Does anyone have suggestions for some decent micro drill bits that actually work? I have a few sets from #60-80 but I find them mostly dull right from the beginning. I am not adverse to getting a good set for a few dollars more, if they will work!

Rob
 
Same, I just buy the cheap PCB drill bits on amazon in bulk. When you can get 50 of them for $11 it's not worth it to buy expensive. Expensive ones are meant to be used in high precision tools with little side force, which means most regular drill presses are out, especially benchtop ones. If you want to buy expensive ones that won't dull as quickly, you first need to have a high quality drill press or mill to handle them. If you have one and still want expensive, go on machinist supply websites and buy from them. Or at least find name brands on there to buy elsewhere.
 
Same, I just buy the cheap PCB drill bits on amazon in bulk. When you can get 50 of them for $11 it's not worth it to buy expensive. Expensive ones are meant to be used in high precision tools with little side force, which means most regular drill presses are out, especially benchtop ones. If you want to buy expensive ones that won't dull as quickly, you first need to have a high quality drill press or mill to handle them. If you have one and still want expensive, go on machinist supply websites and buy from them. Or at least find name brands on there to buy elsewhere.
Thank you both for your suggestions!

Rob
 
Rob, are you drilling wood or metal? It does make a difference. There are many ways to use drill bits and also ways to make cheap drill bits perform better. Exactly 'what' is your problem with the cheap bits?
 
Rob, are you drilling wood or metal? It does make a difference. There are many ways to use drill bits and also ways to make cheap drill bits perform better. Exactly 'what' is your problem with the cheap bits?
This is for drilling wood using a pin vise. You are correct I should have been more descriptive.
 
Aha! A pin vice drill! That's a different animal, yet!
Usually, speed is your friend when drilling holes, especially in wood. Fast is good, but that's not going to happen with a 'pin-vice'. Not to fear, all is not lost.
Firstly, make sure that you are deeply marking your holes with an awl or something sharp. This will keep your bit from wandering too awfully bad, however. With soft woods, like basswood often found in kits, the grain of the wood can easily steer a thin, small diameter bit off center and also tear out wood grain even if deeply punched prior to drilling. If drill bit drifting and 'tear-out' are your issues either A) place masking tape or thin wood or cardboard over the part to be drilled to help guide the bit, or B) use a 'down-cutting' end mill as a drill bit. Down cutting end mill bits will pull the wood fibers 'down' into the hole rather than pulling them 'up' causing tear-out and sloppy holes. Yes, you can drill with an end-mill bit. Best bet for clean holes is with a rotary tool with speed, like a Dremel.
 
Does anyone have suggestions for some decent micro drill bits that actually work? I have a few sets from #60-80 but I find them mostly dull right from the beginning. I am not adverse to getting a good set for a few dollars more, if they will work!

Rob
Rob, I don’t use the Arromax rotary tool myself, but I’m very happy with their drill bits. They come in two sets—Set A and Set B—and together they cover a range from 0.5mm to 2.3mm. Conveniently, they’re all on 2.35mm shanks, so they’ll fit perfectly in your current nail drill.

Set; A 0.6mm-2.2mm


set: B 0.5 mm- 2.3mm

 
There are three categories of drill bits:

Carbon steel: These are made from ordinary low carbon steel; the stuff that is used for many consumer products. This material bends without breaking and is ductile, not brittle. The low carbon content means that hardness cannot be increased by heat treatment. They are the the cheapest and probably OK for drilling the soft woods found in model kits.
Drilling metal requires something better.

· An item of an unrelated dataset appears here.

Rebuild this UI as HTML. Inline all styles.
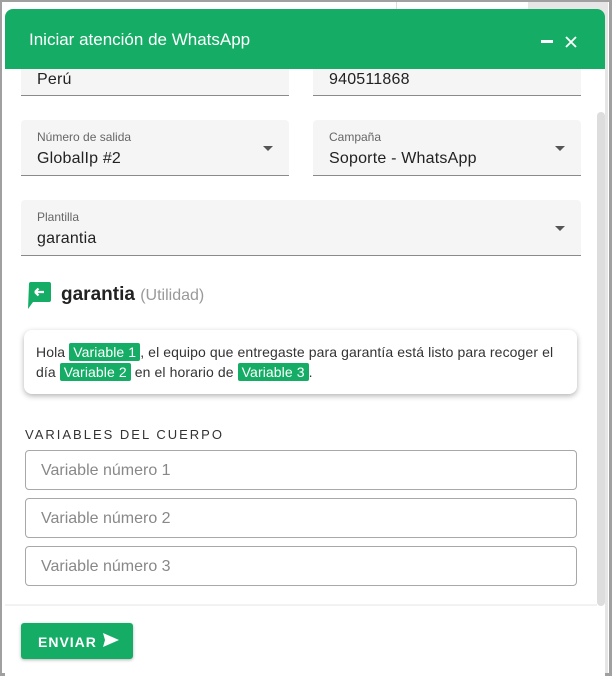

HSS (High Speed Steel): These are made from alloy steel that has been heat treated to increase hardness. Like the low carbon bits they are ductile and flexible. IMHO, best for all round work and nessary for drilling metals.

Carbide: Carbide is like CA glue, you either hate them or love them. Developed for automated drilling applications of the printed circuit board industry, these are the little bits with the 1/8” shank and color coded plastic collar. Unfortunately, they will shatter without reason. The slightest side pressure and they’re gone! They break even in my drill press or mill.

My theory is that common practice is to mark out and center punch the location of a hole before drilling. This center punch makes a conical depression in the work surface. If the bit is off center in the cone by even a microscopic amount this subjects the bit to a side force. I believe in the CNC machining business drilling locations are not center punched as the machine guides the drill bit.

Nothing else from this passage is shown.